— Begin —

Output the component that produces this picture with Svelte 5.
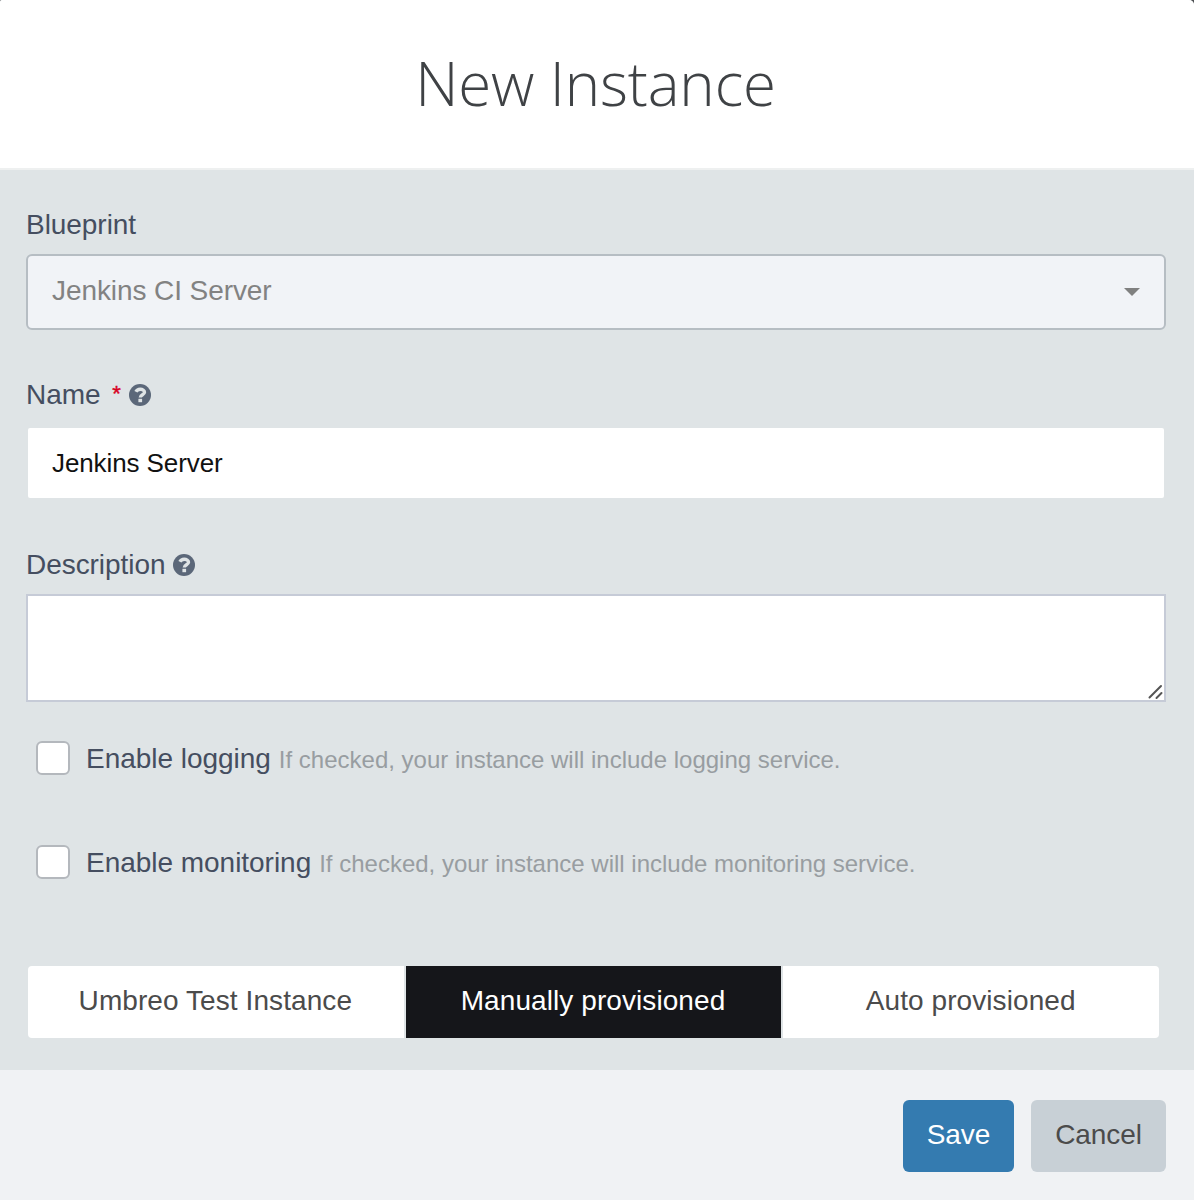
<script>
  let name = $state('Jenkins Server');
  let description = $state('');
  const options = [
    { id: 'logging', label: 'Enable logging', hint: 'If checked, your instance will include logging service.' },
    { id: 'monitoring', label: 'Enable monitoring', hint: 'If checked, your instance will include monitoring service.' }
  ];
  const modes = ['Umbreo Test Instance', 'Manually provisioned', 'Auto provisioned'];
  let mode = $state('Manually provisioned');
</script>

{#snippet help()}
  <svg class="help" viewBox="0 0 22 22" aria-hidden="true">
    <circle cx="11" cy="11" r="11" />
    <path class="hook" d="M6.9 7.8C7.8 6 9.3 5.2 11.2 5.2c2.3 0 4.3 1.2 4.3 3.1 0 2.5-4.2 2.4-4.2 5.3" />
    <path class="dot" d="M9.4 14.8h3.7v3.4H9.4z" />
  </svg>
{/snippet}

<div class="backdrop">
  <main class="modal">
    <header><h1>New Instance</h1></header>
    <section class="body">
      <div class="label first">Blueprint</div>
      <div class="select">
        <span>Jenkins CI Server</span>
        <svg class="caret" viewBox="0 0 16 8"><path d="M0 0h16L8 8z" /></svg>
      </div>
      <div class="label second">Name <span class="required">*</span>{@render help()}</div>
      <input class="name" type="text" bind:value={name} />
      <div class="label third">Description {@render help()}</div>
      <div class="area">
        <textarea bind:value={description}></textarea>
        <svg class="grip" viewBox="0 0 16 16"><path d="M1.5 13.5L13 2M8.5 14l5-5" /></svg>
      </div>
      <div class="checks">
        {#each options as option (option.id)}
          <label class="check">
            <input type="checkbox" />
            <span class="text">{option.label}</span>
            <span class="hint">{option.hint}</span>
          </label>
        {/each}
      </div>
      <div class="modes">
        {#each modes as item (item)}
          <button class:active={item === mode} onclick={() => (mode = item)}>{item}</button>
        {/each}
      </div>
    </section>
    <footer>
      <button class="save">Save</button>
      <button class="cancel">Cancel</button>
    </footer>
  </main>
</div>

<style>
  :global(body) { margin: 0; }
  .backdrop, .backdrop * { box-sizing: border-box; }
  .backdrop { background: #4d5053; font-family: "Liberation Sans", Arial, sans-serif; }
  .modal { height: 1200px; display: flex; flex-direction: column; border-radius: 2px 5px 0 0; overflow: hidden; background: #dfe4e6; }
  header { height: 170px; background: #fff; border-bottom: 2px solid #eef0f0; display: flex; justify-content: center; padding: 41px 3px 0 0; }
  h1 { margin: 0; font: 300 60px/84px "Open Sans", sans-serif; letter-spacing: -0.15px; color: #3f4245; white-space: nowrap; }
  .body { height: 900px; padding: 38px 28px 0 26px; }
  .label { display: flex; align-items: center; height: 34px; font-size: 28px; letter-spacing: -0.05px; color: #454e60; white-space: pre; }
  .select { display: flex; align-items: center; justify-content: space-between; height: 76px; margin-top: 12px; padding: 0 24px 2px; border: 2px solid #b6bdc3; border-radius: 6px; background: #f1f3f7; color: #828282; font-size: 28px; letter-spacing: -0.08px; }
  .caret { width: 16px; height: 8px; fill: #808080; margin-top: 2px; }
  .second { margin-top: 48px; }
  .required { color: #d8001f; font-size: 22px; -webkit-text-stroke: 0.4px #d8001f; margin: 0 8px 2px 4px; }
  .help { width: 22px; height: 22px; fill: #5b6779; }
  .help .hook { fill: none; stroke: #dfe4e6; stroke-width: 3.4; }
  .help .dot { fill: #dfe4e6; }
  .name { display: block; width: 1136px; height: 70px; margin: 16px 2px 0; padding: 0 24px; border: 0; border-radius: 2px; color: #111; font: 26px "Liberation Sans", sans-serif; letter-spacing: -0.1px; background: #fff; outline: 0; }
  .third { margin-top: 50px; }
  .area { position: relative; height: 108px; margin-top: 12px; }
  textarea { display: block; width: 100%; height: 108px; border: 2px solid #c6cbd7; resize: none; background: #fff; outline: 0; }
  .grip { position: absolute; right: 2px; bottom: 2px; width: 16px; height: 16px; fill: none; stroke: #555; stroke-width: 2; stroke-linecap: round; }
  .checks { display: flex; flex-direction: column; gap: 68px; margin-top: 38px; padding-left: 10px; }
  .check { display: flex; align-items: center; height: 36px; white-space: nowrap; }
  .check input { appearance: none; width: 34px; height: 34px; margin: 0 16px 0 0; border: 2px solid #b4b8bd; border-radius: 6px; background: #fff; }
  .text { margin-top: 2px; font-size: 28px; letter-spacing: -0.03px; color: #454e60; }
  .hint { margin: 4px 0 0 8px; font-size: 24px; color: #989da1; }
  .modes { display: flex; gap: 2px; width: 1131px; height: 72px; margin: 86px 0 0 2px; border-radius: 4px; overflow: hidden; }
  button { font: 28px "Liberation Sans", sans-serif; letter-spacing: 0.08px; border: 0; white-space: nowrap; }
  .modes button { flex: 1; padding: 0 1px 2px 0; color: #4b4b4b; background: #fff; }
  .modes .active { background: #15161a; color: #fff; }
  footer { height: 130px; padding: 30px 28px 0; display: flex; justify-content: flex-end; gap: 17px; background: #f0f2f4; }
  footer button { height: 72px; padding: 0 0 2px; border-radius: 6px; letter-spacing: -0.1px; }
  .save { width: 111px; background: #347bb0; color: #fff; }
  .cancel { width: 135px; background: #c8d0d6; color: #4b4b4b; }
</style>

— End —

• TASK DETAILS: Every line of text is to be repeated exactly; pictures are left out.

• RESULT BELOW:
Output the component that produces this picture with Svelte 5.
<script>
  let name = $state('Jenkins Server');
  let description = $state('');
  const options = [
    { id: 'logging', label: 'Enable logging', hint: 'If checked, your instance will include logging service.' },
    { id: 'monitoring', label: 'Enable monitoring', hint: 'If checked, your instance will include monitoring service.' }
  ];
  const modes = ['Umbreo Test Instance', 'Manually provisioned', 'Auto provisioned'];
  let mode = $state('Manually provisioned');
</script>

{#snippet help()}
  <svg class="help" viewBox="0 0 22 22" aria-hidden="true">
    <circle cx="11" cy="11" r="11" />
    <path class="hook" d="M6.9 7.8C7.8 6 9.3 5.2 11.2 5.2c2.3 0 4.3 1.2 4.3 3.1 0 2.5-4.2 2.4-4.2 5.3" />
    <path class="dot" d="M9.4 14.8h3.7v3.4H9.4z" />
  </svg>
{/snippet}

<div class="backdrop">
  <main class="modal">
    <header><h1>New Instance</h1></header>
    <section class="body">
      <div class="label first">Blueprint</div>
      <div class="select">
        <span>Jenkins CI Server</span>
        <svg class="caret" viewBox="0 0 16 8"><path d="M0 0h16L8 8z" /></svg>
      </div>
      <div class="label second">Name <span class="required">*</span>{@render help()}</div>
      <input class="name" type="text" bind:value={name} />
      <div class="label third">Description {@render help()}</div>
      <div class="area">
        <textarea bind:value={description}></textarea>
        <svg class="grip" viewBox="0 0 16 16"><path d="M1.5 13.5L13 2M8.5 14l5-5" /></svg>
      </div>
      <div class="checks">
        {#each options as option (option.id)}
          <label class="check">
            <input type="checkbox" />
            <span class="text">{option.label}</span>
            <span class="hint">{option.hint}</span>
          </label>
        {/each}
      </div>
      <div class="modes">
        {#each modes as item (item)}
          <button class:active={item === mode} onclick={() => (mode = item)}>{item}</button>
        {/each}
      </div>
    </section>
    <footer>
      <button class="save">Save</button>
      <button class="cancel">Cancel</button>
    </footer>
  </main>
</div>

<style>
  :global(body) { margin: 0; }
  .backdrop, .backdrop * { box-sizing: border-box; }
  .backdrop { background: #4d5053; font-family: "Liberation Sans", Arial, sans-serif; }
  .modal { height: 1200px; display: flex; flex-direction: column; border-radius: 2px 5px 0 0; overflow: hidden; background: #dfe4e6; }
  header { height: 170px; background: #fff; border-bottom: 2px solid #eef0f0; display: flex; justify-content: center; padding: 41px 3px 0 0; }
  h1 { margin: 0; font: 300 60px/84px "Open Sans", sans-serif; letter-spacing: -0.15px; color: #3f4245; white-space: nowrap; }
  .body { height: 900px; padding: 38px 28px 0 26px; }
  .label { display: flex; align-items: center; height: 34px; font-size: 28px; letter-spacing: -0.05px; color: #454e60; white-space: pre; }
  .select { display: flex; align-items: center; justify-content: space-between; height: 76px; margin-top: 12px; padding: 0 24px 2px; border: 2px solid #b6bdc3; border-radius: 6px; background: #f1f3f7; color: #828282; font-size: 28px; letter-spacing: -0.08px; }
  .caret { width: 16px; height: 8px; fill: #808080; margin-top: 2px; }
  .second { margin-top: 48px; }
  .required { color: #d8001f; font-size: 22px; -webkit-text-stroke: 0.4px #d8001f; margin: 0 8px 2px 4px; }
  .help { width: 22px; height: 22px; fill: #5b6779; }
  .help .hook { fill: none; stroke: #dfe4e6; stroke-width: 3.4; }
  .help .dot { fill: #dfe4e6; }
  .name { display: block; width: 1136px; height: 70px; margin: 16px 2px 0; padding: 0 24px; border: 0; border-radius: 2px; color: #111; font: 26px "Liberation Sans", sans-serif; letter-spacing: -0.1px; background: #fff; outline: 0; }
  .third { margin-top: 50px; }
  .area { position: relative; height: 108px; margin-top: 12px; }
  textarea { display: block; width: 100%; height: 108px; border: 2px solid #c6cbd7; resize: none; background: #fff; outline: 0; }
  .grip { position: absolute; right: 2px; bottom: 2px; width: 16px; height: 16px; fill: none; stroke: #555; stroke-width: 2; stroke-linecap: round; }
  .checks { display: flex; flex-direction: column; gap: 68px; margin-top: 38px; padding-left: 10px; }
  .check { display: flex; align-items: center; height: 36px; white-space: nowrap; }
  .check input { appearance: none; width: 34px; height: 34px; margin: 0 16px 0 0; border: 2px solid #b4b8bd; border-radius: 6px; background: #fff; }
  .text { margin-top: 2px; font-size: 28px; letter-spacing: -0.03px; color: #454e60; }
  .hint { margin: 4px 0 0 8px; font-size: 24px; color: #989da1; }
  .modes { display: flex; gap: 2px; width: 1131px; height: 72px; margin: 86px 0 0 2px; border-radius: 4px; overflow: hidden; }
  button { font: 28px "Liberation Sans", sans-serif; letter-spacing: 0.08px; border: 0; white-space: nowrap; }
  .modes button { flex: 1; padding: 0 1px 2px 0; color: #4b4b4b; background: #fff; }
  .modes .active { background: #15161a; color: #fff; }
  footer { height: 130px; padding: 30px 28px 0; display: flex; justify-content: flex-end; gap: 17px; background: #f0f2f4; }
  footer button { height: 72px; padding: 0 0 2px; border-radius: 6px; letter-spacing: -0.1px; }
  .save { width: 111px; background: #347bb0; color: #fff; }
  .cancel { width: 135px; background: #c8d0d6; color: #4b4b4b; }
</style>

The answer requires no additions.